1906 brought success
And a lovely wife.
Fortune smiles on you,
You enjoy, “the good life”!

You’ve hitched your horse
In front of your cart
You are now a distinguished
Doctor of Art.

You draw people to you
And tonight we all
Wish you a happy birthday—
Happy Birthday, Dear Paul!
            Helen Ireland Hays


At your heart you’re a Hippie
So –like I say—
The Flower Children greet you
On your birthday.
Down with the Establishment!
Down with every square!
We believe you’re with us,
We know you care—
For under a hemlock
To our great satisfaction,
You were seen painting
A Neo abstraction.
Remember how you felt
When you twanged that guitar?
Man, your beat is better
Than even Shan Kar –

Just loads of love
Right toward you hurtle
From your old friend, Doug
And Mikinak the turtle.


For more on Paul Bransom and his friends at Canada Lake see: John Widdemer, "Remembering the Art Colony Gang at Canada Lake, The Echo, 1996, pp. 20-24.

See also: Barbara McMartin, "Write Place, Write Time," Adirondack Life, August, 2001, pp. 58-63 and her Caroga: An Adirondack Town Recalls Its Past (1976, revised in 1998).

These two annotated sketches of sunsets were drawn from the Bransom dock. nos. 9 & 10.


Reflection (no. 16), at the age of 92, Paul Bransom wrote the following:

The winter wears on and I am impatiently waiting for the time we can return to Canada Lake.

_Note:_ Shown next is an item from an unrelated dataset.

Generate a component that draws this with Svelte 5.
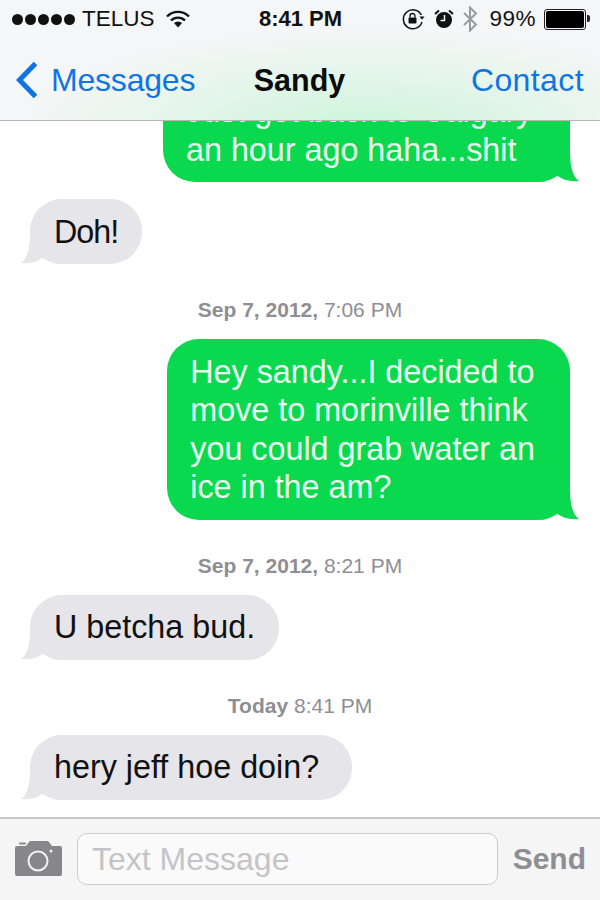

I've reached that age when like an old automobile --various important parts begin to wear out and cease to function correctly-- but unlike the old car-- the old body is not quite so easy to repair and to install "new parts"! especially the eyes --so important to an artist. However, what with visits to various Doctors who specialize in all the different parts of the human body, I manage to get over to my studio almost every day to work on pictures which greatly interest me and I hope to finish!